Rare engraved thick paper edition of the USCS chart of the Coast of Washington, from Gray's Harbor to the Straits of Juan de Fuca and up the Straits to the area around Whidbey Island,

The map includes 4 large profile views of:

  • Cape Flattery area
  • Flattery Rocks
  • Destruction Island
  • Pt. Grenville

While the normal examples on thin paper appear on the market with some frequency, the map is quite rare in this thick paper, unfolded state.

United States Coast Survey Biography

The United States Office of the Coast Survey began in 1807, when Thomas Jefferson founded the Survey of the Coast. However, the fledgling office was plagued by the War of 1812 and disagreements over whether it should be civilian or military controlled. The entity was re-founded in 1832 with Ferdinand Rudolph Hassler as its superintendent. Although a civilian agency, many military officers served the office; army officers tended to perform the topographic surveys, while naval officers conducted the hydrographic work.

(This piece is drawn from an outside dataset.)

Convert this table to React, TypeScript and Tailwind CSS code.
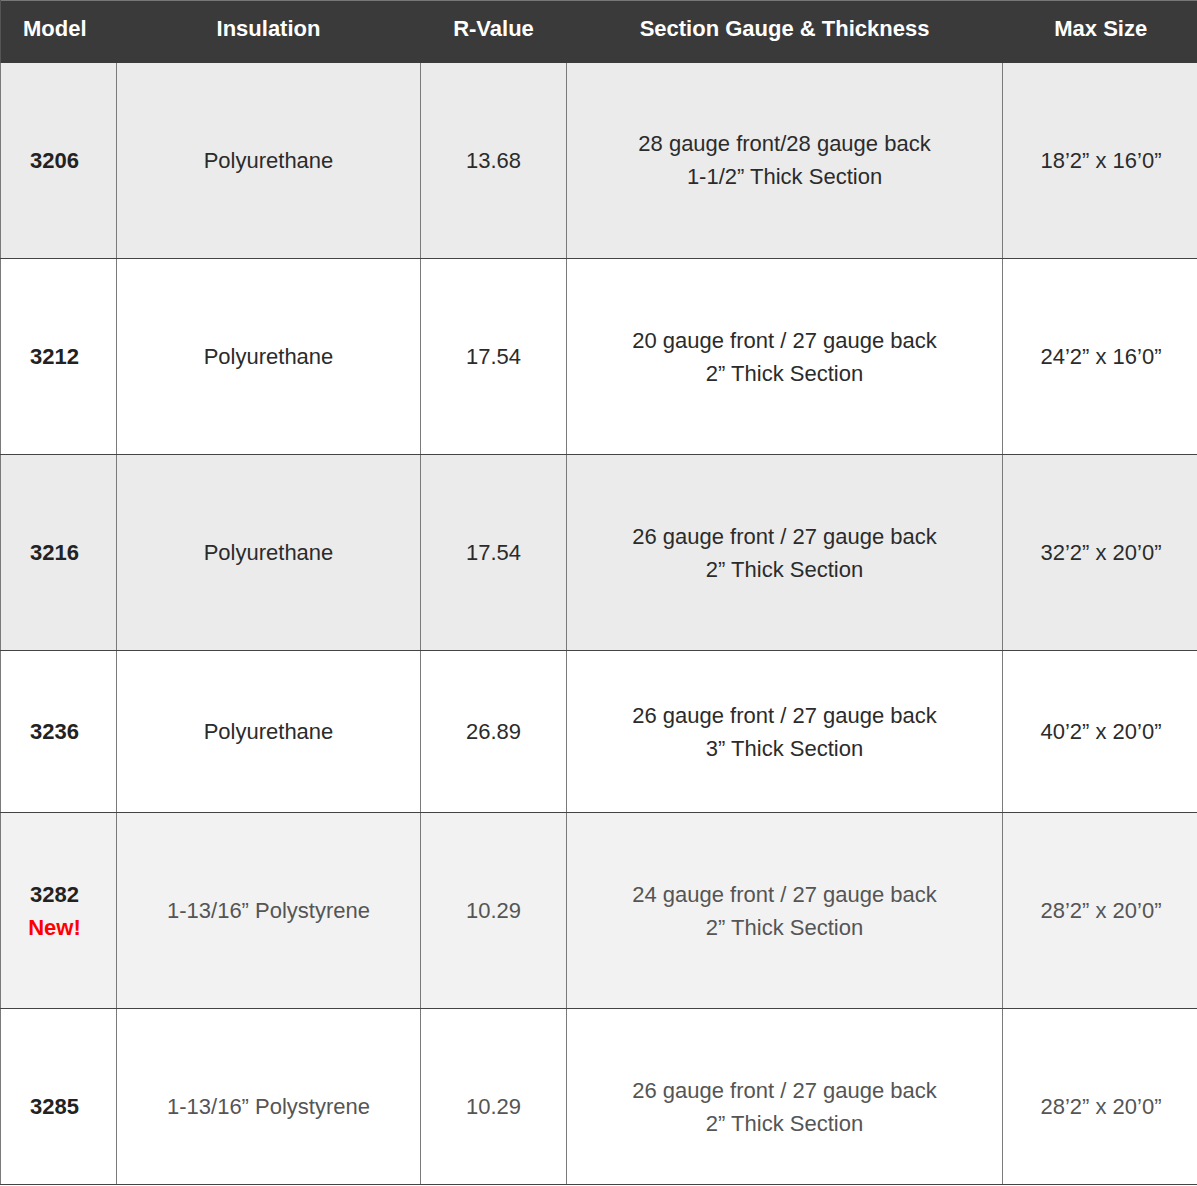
// Garage door model spec table

const font = "font-['Liberation_Sans',Arial,sans-serif]";

interface Row {
  model: string;
  isNew?: boolean;
  insulation: string;
  rValue: string;
  gauge: string;
  thickness: string;
  maxSize: string;
  height: string;
  bg: string;
  text: string;
  pad?: string;
}

const rows: Row[] = [
  { model: "3206", insulation: "Polyurethane", rValue: "13.68", gauge: "28 gauge front/28 gauge back", thickness: "1-1/2” Thick Section", maxSize: "18’2” x 16’0”", height: "h-[196px]", bg: "bg-[#ebebeb]", text: "text-[#2b2b2b]" },
  { model: "3212", insulation: "Polyurethane", rValue: "17.54", gauge: "20 gauge front / 27 gauge back", thickness: "2” Thick Section", maxSize: "24’2” x 16’0”", height: "h-[196px]", bg: "bg-white", text: "text-[#2b2b2b]" },
  { model: "3216", insulation: "Polyurethane", rValue: "17.54", gauge: "26 gauge front / 27 gauge back", thickness: "2” Thick Section", maxSize: "32’2” x 20’0”", height: "h-[196px]", bg: "bg-[#ebebeb]", text: "text-[#2b2b2b]" },
  { model: "3236", insulation: "Polyurethane", rValue: "26.89", gauge: "26 gauge front / 27 gauge back", thickness: "3” Thick Section", maxSize: "40’2” x 20’0”", height: "h-[162px]", bg: "bg-white", text: "text-[#2b2b2b]" },
  { model: "3282", isNew: true, insulation: "1-13/16” Polystyrene", rValue: "10.29", gauge: "24 gauge front / 27 gauge back", thickness: "2” Thick Section", maxSize: "28’2” x 20’0”", height: "h-[196px]", bg: "bg-[#f2f2f2]", text: "text-[#555]" },
  // last row is taller than what fits; text sits lower
  { model: "3285", insulation: "1-13/16” Polystyrene", rValue: "10.29", gauge: "26 gauge front / 27 gauge back", thickness: "2” Thick Section", maxSize: "28’2” x 20’0”", height: "h-[176px]", bg: "bg-white", text: "text-[#555]", pad: "pt-[20px]" },
];

const cell = "border-x border-b border-x-[#7a7a7a] border-b-[#444] text-center align-middle";

export default function App() {
  return (
    <div className={`w-[1197px] bg-white ${font} text-[22px] leading-[33px]`}>
      <table className="w-[1197px] table-fixed border-collapse">
        <colgroup>
          <col className="w-[116px]" />
          <col className="w-[304px]" />
          <col className="w-[146px]" />
          <col className="w-[436px]" />
          <col className="w-[195px]" />
        </colgroup>
        <thead>
          <tr className="h-[62px] bg-[#3a3a3a] text-white border-t border-t-[#777]">
            <th className="border-l border-l-[#555] font-bold pr-[8px] pb-[6px]">Model</th>
            <th className="font-bold pb-[6px]">Insulation</th>
            <th className="font-bold pb-[6px]">R-Value</th>
            <th className="font-bold pb-[6px]">Section Gauge &amp; Thickness</th>
            <th className="border-r border-r-[#555] font-bold pl-[2px] pb-[6px]">Max Size</th>
          </tr>
        </thead>
        <tbody>
          {rows.map((r) => (
            <tr key={r.model} className={`${r.height} ${r.bg} ${r.text}`}>
              <td className={`${cell} ${r.pad ?? "pt-0"} font-bold text-[#222] pr-[8px]`}>
                <div>{r.model}</div>
                {r.isNew && <div className="text-[#ff0000]">New!</div>}
              </td>
              <td className={`${cell} ${r.pad ?? "pt-0"}`}>{r.insulation}</td>
              <td className={`${cell} ${r.pad ?? "pt-0"}`}>{r.rValue}</td>
              <td className={`${cell} ${r.pad ?? "pt-0"}`}>
                <div>{r.gauge}</div>
                <div>{r.thickness}</div>
              </td>
              <td className={`${cell} ${r.pad ?? "pt-0"} pl-[2px]`}>{r.maxSize}</td>
            </tr>
          ))}
        </tbody>
      </table>
    </div>
  );
}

The Survey’s history was greatly affected by larger events in American history. During the Civil War, while the agency was led by Alexander Dallas Bache (Benjamin Franklin’s grandson), the Survey provided the Union army with charts. Survey personnel accompanied blockading squadrons in the field, making new charts in the process.

After the Civil War, as the country was settled, the Coast Survey sent parties to make new maps, employing scientists and naturalists like John Muir and Louis Agassiz in the process. By 1926, the Survey expanded their purview further to include aeronautical charts. During the Great Depression, the Coast Survey employed over 10,000 people and in the Second World War the office oversaw the production of 100 million maps for the Allies. Since 1970, the Coastal and Geodetic Survey has formed part of the National Oceanic and Atmospheric Administration (NOAA) and it is still producing navigational products and services today.